- [DATA FOR PROCESSING]
..............................

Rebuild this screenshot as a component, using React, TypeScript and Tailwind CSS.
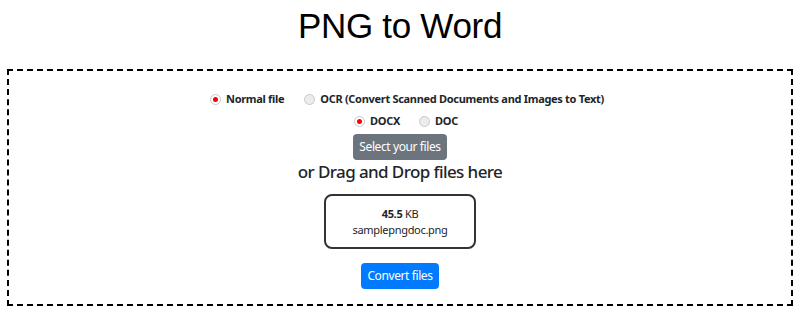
import React from "react";

function Radio({ checked }: { checked: boolean }) {
  return (
    <span
      className={
        "inline-flex items-center justify-center w-[11px] h-[11px] rounded-full border border-[#c9c9c9] " +
        (checked ? "bg-white" : "bg-[#ececec]")
      }
    >
      {checked ? <span className="w-[5px] h-[5px] rounded-full bg-[#ff0000]" /> : null}
    </span>
  );
}

export default function App() {
  const ui = { fontFamily: '"Noto Sans", "Open Sans", sans-serif' };
  return (
    <div className="w-[800px] h-[317px] bg-white overflow-hidden" style={ui}>
      <h1
        className="text-center text-[35px] leading-[40px] pt-[6px] text-black tracking-[-0.3px]"
        style={{ fontFamily: '"Liberation Sans", Arial, sans-serif' }}
      >
        PNG to Word
      </h1>
      <div className="mx-[7px] mt-[23px] h-[237px] border-2 border-dashed border-black flex flex-col items-center pt-[20px]">
        <div className="flex items-center pl-[14px] text-[11px] font-bold text-[#212529] leading-[16px] tracking-[-0.3px]">
          <label className="flex items-center gap-[5px]">
            <Radio checked />
            <span>Normal file</span>
          </label>
          <label className="flex items-center gap-[5px] ml-[20px]">
            <Radio checked={false} />
            <span>OCR (Convert Scanned Documents and Images to Text)</span>
          </label>
        </div>
        <div className="flex items-center pl-[12px] text-[11px] font-bold text-[#212529] leading-[16px] mt-[6px] tracking-[-0.3px]">
          <label className="flex items-center gap-[5px]">
            <Radio checked />
            <span>DOCX</span>
          </label>
          <label className="flex items-center gap-[5px] ml-[19px]">
            <Radio checked={false} />
            <span>DOC</span>
          </label>
        </div>
        <button className="mt-[5px] h-[26px] w-[94px] rounded-[4px] bg-[#6c757d] text-white text-[12px] leading-[26px] tracking-[-0.4px]">
          Select your files
        </button>
        <div className="text-[17px] leading-[24px] font-medium text-[#212529] tracking-[-0.6px]">
          or Drag and Drop files here
        </div>
        <div className="mt-[10px] w-[152px] h-[55px] border-2 border-[#333333] rounded-[8px] flex flex-col items-center justify-center text-[11px] leading-[16px] text-[#212529] tracking-[-0.3px]">
          <div>
            <span className="font-bold">45.5</span> KB
          </div>
          <div>samplepngdoc.png</div>
        </div>
        <button className="mt-[14px] h-[26px] w-[78px] rounded-[4px] bg-[#007bff] text-white text-[12px] leading-[26px] tracking-[-0.4px]">
          Convert files
        </button>
      </div>
    </div>
  );
}
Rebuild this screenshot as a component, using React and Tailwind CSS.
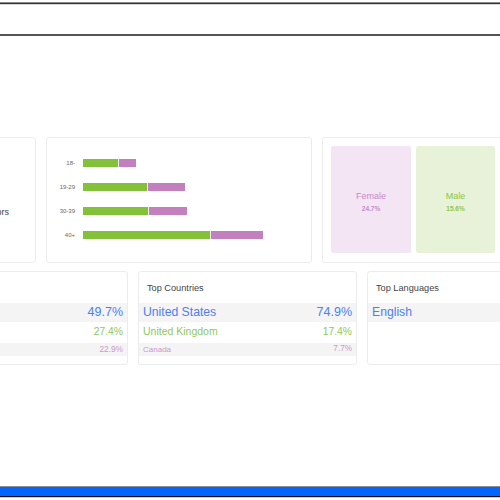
export default function App() {
  const font = { fontFamily: '"Liberation Sans", Arial, sans-serif' };
  const bars = [
    { label: "18-", g: 35, p: 17 },
    { label: "19-29", g: 64, p: 37 },
    { label: "30-39", g: 65, p: 38 },
    { label: "40+", g: 127, p: 52 },
  ];
  return (
    <div className="w-[500px] h-[500px] bg-white flex flex-col overflow-hidden" style={font}>
      <div className="h-[2px] bg-white shrink-0" />
      <div className="h-[1px] bg-[#8a8a8a] shrink-0" />
      <div className="h-[1px] bg-[#333333] shrink-0" />
      <div className="h-[1px] bg-[#d8d8d8] shrink-0" />
      <div className="h-[29px] bg-white shrink-0" />
      <div className="h-[2px] bg-[#555555] shrink-0" />

      <div className="flex-1 flex flex-col pt-[101px]">
        {/* Row 1 */}
        <div className="flex gap-[10px] ml-[-164px] h-[126px] shrink-0">
          <div className="w-[200px] shrink-0 border border-[#ececec] rounded-[3px] flex flex-col items-end pt-[68px] pr-[26px]">
            <div className="text-[9px] leading-[12px] text-[#444]">Visitors</div>
          </div>
          <div className="w-[266px] shrink-0 border border-[#ececec] rounded-[3px] flex flex-col gap-[16px] pt-[21px]">
            {bars.map((b) => (
              <div key={b.label} className="flex items-center h-[8px]">
                <div className="w-[28px] text-right text-[6px] leading-[8px] text-[#666]">{b.label}</div>
                <div className="flex ml-[8px] h-[8px]">
                  <div className="bg-[#84c13a] h-full" style={{ width: b.g }} />
                  <div className="w-[1px] bg-[#e8f0e0] h-full" />
                  <div className="bg-[#c47fbf] h-full" style={{ width: b.p }} />
                </div>
              </div>
            ))}
          </div>
          <div className="w-[300px] shrink-0 border border-[#ececec] rounded-[3px] flex gap-[5px] p-[8px] pb-[9px]">
            <div className="w-[80px] shrink-0 bg-[#f3e5f3] rounded-[2px] flex flex-col items-center justify-center pt-[4px]">
              <div className="text-[9px] leading-[12px] text-[#c98ac6]">Female</div>
              <div className="text-[6.5px] leading-[8px] font-bold text-[#c98ac6] mt-[3px]">24.7%</div>
            </div>
            <div className="w-[79px] shrink-0 bg-[#e8f2d9] rounded-[2px] flex flex-col items-center justify-center pt-[4px]">
              <div className="text-[9px] leading-[12px] text-[#8cc646]">Male</div>
              <div className="text-[6.5px] leading-[8px] font-bold text-[#8cc646] mt-[3px]">15.6%</div>
            </div>
            <div className="w-[80px] shrink-0 bg-[#eeeeee] rounded-[2px]" />
          </div>
        </div>

        {/* Row 2 */}
        <div className="flex gap-[10px] ml-[-91px] mt-[8px] h-[94px] shrink-0">
          <div className="w-[219px] shrink-0 border border-[#ececec] rounded-[3px] flex flex-col pt-[31px]">
            <div className="h-[19px] bg-[#f4f4f4] flex items-center justify-end pr-[4px] text-[12.5px] text-[#4e7ff5]">49.7%</div>
            <div className="h-[20px] flex items-center justify-end pr-[4px] text-[10.3px] text-[#8fc85a]">27.4%</div>
            <div className="h-[13px] mt-[1px] bg-[#f4f4f4] flex items-center justify-end pr-[4px] text-[8.3px] text-[#cf96cc]">22.9%</div>
          </div>
          <div className="w-[219px] shrink-0 border border-[#ececec] rounded-[3px] flex flex-col">
            <div className="h-[31px] flex items-center pl-[8px] pt-[2px] text-[9.2px] text-[#444]">Top Countries</div>
            <div className="h-[19px] bg-[#f4f4f4] flex items-center justify-between px-[4px]">
              <span className="text-[12.2px] text-[#4e7ff5]">United States</span>
              <span className="text-[12.5px] text-[#4e7ff5]">74.9%</span>
            </div>
            <div className="h-[20px] flex items-center justify-between px-[4px]">
              <span className="text-[10.5px] text-[#8fc85a]">United Kingdom</span>
              <span className="text-[10.3px] text-[#8fc85a]">17.4%</span>
            </div>
            <div className="h-[13px] mt-[1px] bg-[#f4f4f4] flex items-center justify-between px-[4px]">
              <span className="text-[8px] text-[#cf96cc]">Canada</span>
              <span className="text-[8.2px] text-[#cf96cc]">7.7%</span>
            </div>
          </div>
          <div className="w-[219px] shrink-0 border border-[#ececec] rounded-[3px] flex flex-col">
            <div className="h-[31px] flex items-center pl-[8px] pt-[2px] text-[9.2px] text-[#444]">Top Languages</div>
            <div className="h-[19px] bg-[#f4f4f4] flex items-center px-[4px]">
              <span className="text-[12.2px] text-[#4e7ff5]">English</span>
            </div>
          </div>
        </div>
        <div className="flex-1" />
      </div>

      <div className="h-[1px] bg-[#8a8a8a] shrink-0" />
      <div className="h-[9px] bg-[#0066ff] shrink-0" />
      <div className="h-[1px] bg-[#111111] shrink-0" />
      <div className="h-[1px] bg-[#cccccc] shrink-0" />
      <div className="h-[2px] bg-white shrink-0" />
    </div>
  );
}
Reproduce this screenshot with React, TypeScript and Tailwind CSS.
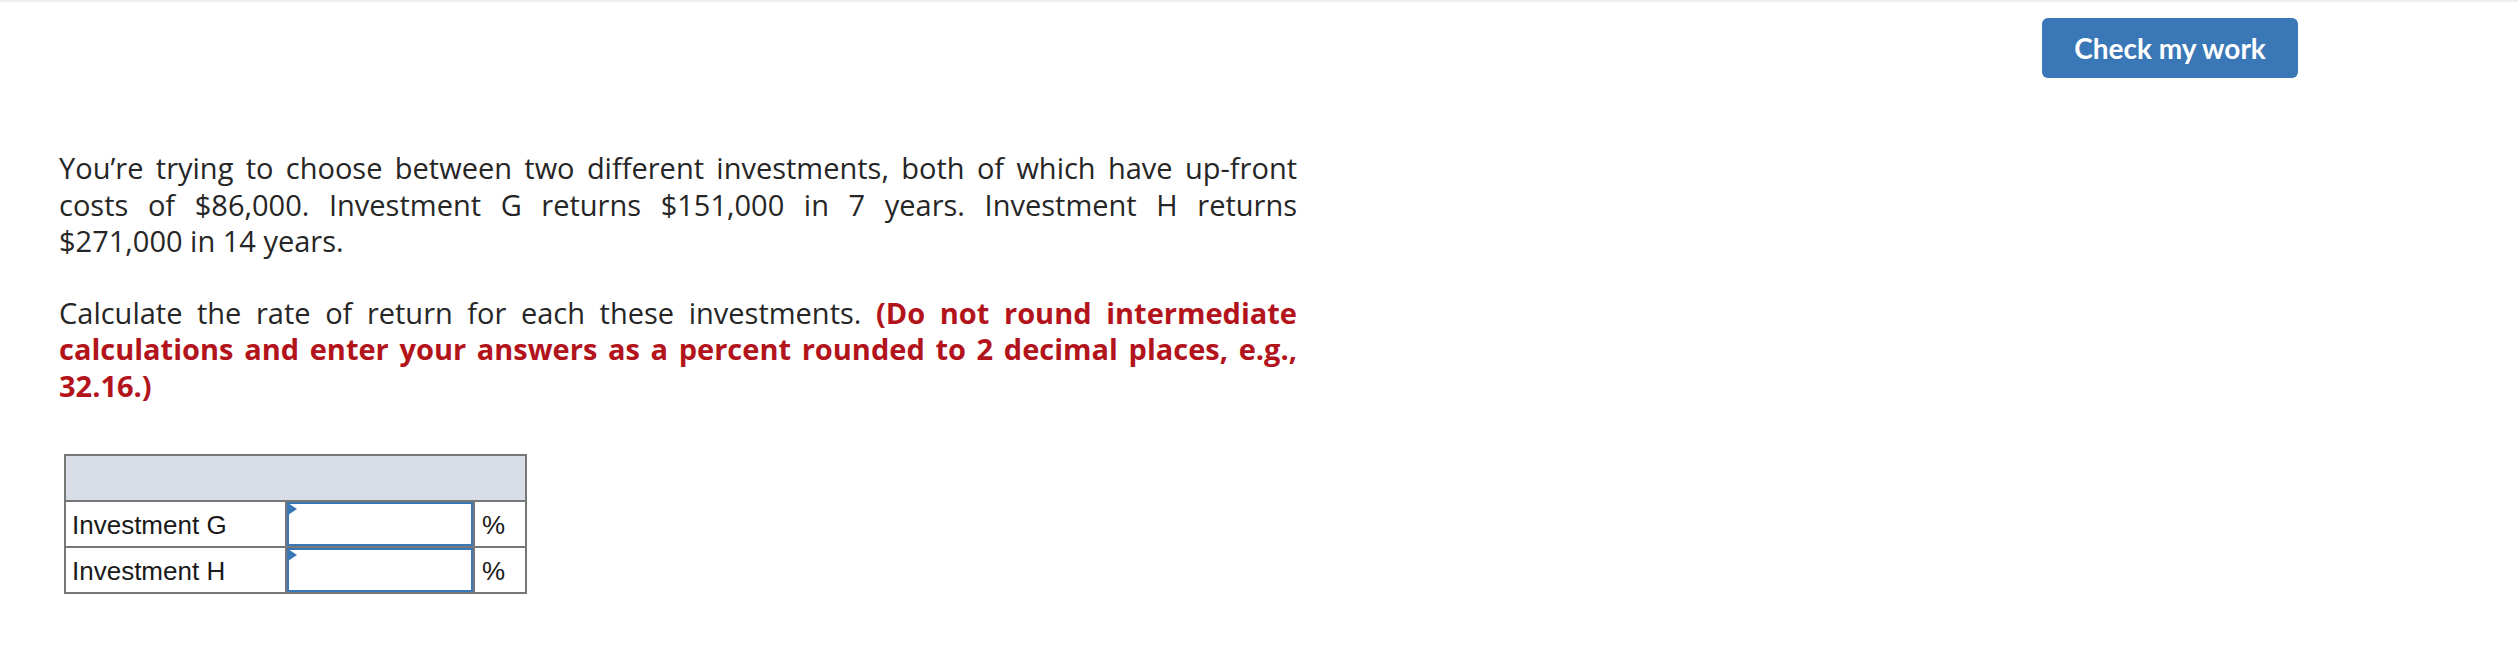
import React from 'react';

const rows = [{ label: 'Investment G' }, { label: 'Investment H' }];

// one printed line of the question, stretched edge to edge like the original
function Line({ children, last = false }: { children: React.ReactNode; last?: boolean }) {
  return (
    <span
      className={
        last
          ? 'block whitespace-nowrap text-left'
          : 'block whitespace-nowrap text-justify [text-align-last:justify]'
      }
    >
      {children}
    </span>
  );
}

function AnswerCell() {
  return (
    <td className="p-0 border-2 border-[#777777]">
      <div className="relative h-[44px] w-full border-2 border-[#3a77b6] bg-white">
        <svg className="absolute -left-[1px] -top-[1px]" width="9" height="13" viewBox="0 0 9 13">
          <path d="M0 0 L9 6 L0 12 Z" fill="#3a77b6" />
        </svg>
      </div>
    </td>
  );
}

export default function App() {
  return (
    <div className="min-h-screen w-full bg-white" style={{ fontFamily: '"Open Sans", Lato, sans-serif' }}>
      <div className="h-[2px] w-full bg-[#eeeeee]" />

      {/* Header */}
      <div className="flex justify-end pr-[220px] pt-[16px]">
        <button
          className="h-[60px] w-[256px] rounded-[6px] bg-[#3a77b6] text-[28px] font-bold text-white"
          style={{ fontFamily: 'Lato, sans-serif' }}
        >
          Check my work
        </button>
      </div>

      {/* Question */}
      <div className="pl-[59px] pt-[72px] text-[#262626]">
        <p className="w-[1238px] text-[29px] leading-[36.5px]">
          <Line>You’re trying to choose between two different investments, both of which have up-front</Line>
          <Line>costs of $86,000. Investment G returns $151,000 in 7 years. Investment H returns</Line>
          <Line last>$271,000 in 14 years.</Line>
        </p>
        <p className="mt-[35px] w-[1238px] text-[29px] leading-[36.5px]">
          <Line>
            Calculate the rate of return for each these investments.{' '}
            <strong className="font-bold text-[#b3141c]">(Do not round intermediate</strong>
          </Line>
          <Line>
            <strong className="font-bold text-[#b3141c]">
              calculations and enter your answers as a percent rounded to 2 decimal places, e.g.,
            </strong>
          </Line>
          <Line last>
            <strong className="font-bold text-[#b3141c]">32.16.)</strong>
          </Line>
        </p>

        <table
          className="ml-[5px] mt-[50px] w-[461px] table-fixed border-collapse border-2 border-[#777777] text-[26px] text-[#1a1a1a]"
          style={{ fontFamily: '"Liberation Sans", Arial, sans-serif' }}
        >
          <colgroup>
            <col className="w-[221px]" />
            <col className="w-[188px]" />
            <col className="w-[52px]" />
          </colgroup>
          <thead>
            <tr>
              <th colSpan={3} className="h-[46px] border-2 border-[#777777] bg-[#d9dde7]" />
            </tr>
          </thead>
          <tbody>
            {rows.map((r) => (
              <tr key={r.label}>
                <td className="h-[46px] border-2 border-[#777777] pl-[6px] pt-[2px] align-middle">{r.label}</td>
                <AnswerCell />
                <td className="border-2 border-[#777777] pl-[7px] pt-[2px]">%</td>
              </tr>
            ))}
          </tbody>
        </table>
      </div>
    </div>
  );
}
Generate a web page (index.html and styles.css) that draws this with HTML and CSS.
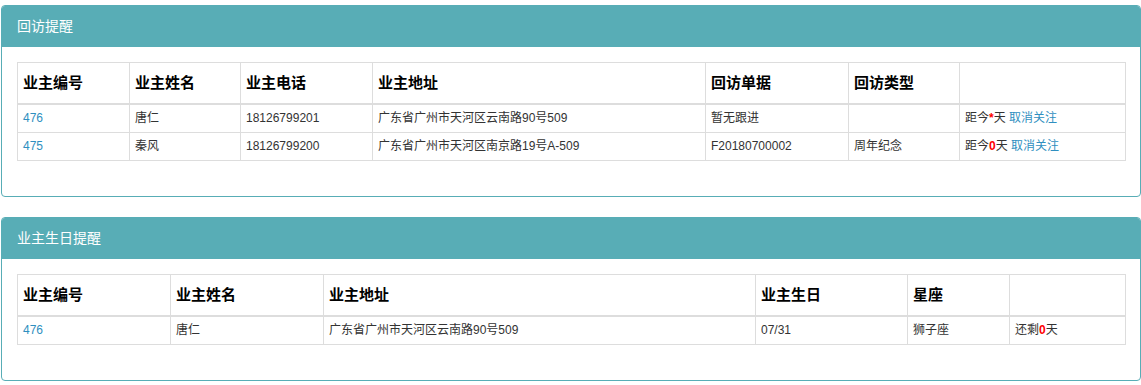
FILE: index.html
```html
<!DOCTYPE html>
<html lang="zh-CN">
<head>
<meta charset="utf-8">
<title>提醒</title>
<link rel="stylesheet" href="styles.css">
</head>
<body>
<div class="page">
  <div class="panel">
    <div class="panel-heading">回访提醒</div>
    <div class="panel-body">
      <table class="grid">
        <colgroup>
          <col class="c112"><col class="c111"><col class="c132"><col class="c333"><col class="c143"><col class="c111"><col class="c166">
        </colgroup>
        <thead>
          <tr><th>业主编号</th><th>业主姓名</th><th>业主电话</th><th>业主地址</th><th>回访单据</th><th>回访类型</th><th></th></tr>
        </thead>
        <tbody>
          <tr><td><a href="#">476</a></td><td>唐仁</td><td>18126799201</td><td>广东省广州市天河区云南路90号509</td><td>暂无跟进</td><td></td><td>距今<span class="red">*</span>天 <a href="#">取消关注</a></td></tr>
          <tr><td><a href="#">475</a></td><td>秦风</td><td>18126799200</td><td>广东省广州市天河区南京路19号A-509</td><td>F20180700002</td><td>周年纪念</td><td>距今<span class="red">0</span>天 <a href="#">取消关注</a></td></tr>
        </tbody>
      </table>
    </div>
  </div>
  <div class="panel">
    <div class="panel-heading">业主生日提醒</div>
    <div class="panel-body">
      <table class="grid">
        <colgroup>
          <col class="c153"><col class="c153"><col class="c432"><col class="c152"><col class="c102"><col class="c116">
        </colgroup>
        <thead>
          <tr><th>业主编号</th><th>业主姓名</th><th>业主地址</th><th>业主生日</th><th>星座</th><th></th></tr>
        </thead>
        <tbody>
          <tr><td><a href="#">476</a></td><td>唐仁</td><td>广东省广州市天河区云南路90号509</td><td>07/31</td><td>狮子座</td><td>还剩<span class="red">0</span>天</td></tr>
        </tbody>
      </table>
    </div>
  </div>
</div>
</body>
</html>
```
FILE: styles.css
```css
html, body {
  margin: 0;
  padding: 0;
  background: #fff;
}
body {
  font-family: "Liberation Sans", Arial, "Noto Sans CJK SC", sans-serif;
  font-size: 12px;
  line-height: 1.42857;
  color: #333;
}
.page {
  padding: 5px 0 0 1px;
}
.panel {
  border: 1px solid #58adb6;
  border-radius: 4px;
  margin-bottom: 20px;
  background: #fff;
}
.panel-heading {
  background: #58adb6;
  color: #fff;
  font-size: 14px;
  line-height: 21px;
  padding: 10px 15px;
  border-radius: 3px 3px 0 0;
}
.panel-body {
  padding: 15px;
}
.grid {
  width: 100%;
  table-layout: fixed;
  border-collapse: collapse;
  border: 1px solid #ddd;
  margin-bottom: 20px;
}
.grid th, .grid td {
  border: 1px solid #ddd;
  text-align: left;
  vertical-align: top;
}
.grid th {
  font-size: 15px;
  font-weight: bold;
  color: #000;
  line-height: 24px;
  padding: 8px 5px;
  border-bottom-width: 2px;
}
.grid td {
  padding: 5px;
  line-height: 17px;
}
.grid a {
  color: #2f8fc0;
  text-decoration: none;
}
.red {
  color: #f00;
  font-weight: bold;
}
.c112 { width: 112px; }
.c111 { width: 111px; }
.c132 { width: 132px; }
.c333 { width: 333px; }
.c143 { width: 143px; }
.c166 { width: 166px; }
.c153 { width: 153px; }
.c432 { width: 432px; }
.c152 { width: 152px; }
.c102 { width: 102px; }
.c116 { width: 116px; }
```
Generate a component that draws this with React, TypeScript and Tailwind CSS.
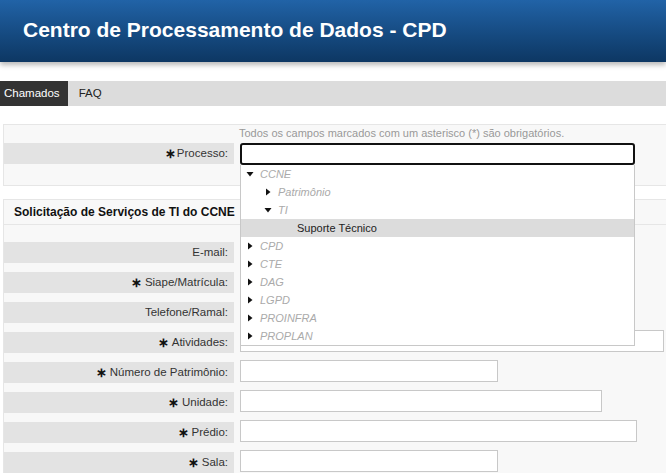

..............................

- [STATED TASK]
Scan the material for lines with the word "draws", and copy each line you find.

- [COMPLETE RESPONSE]
Generate a web page (index.html and styles.css) that draws this with HTML and CSS.
Generate a component that draws this with React, TypeScript and Tailwind CSS.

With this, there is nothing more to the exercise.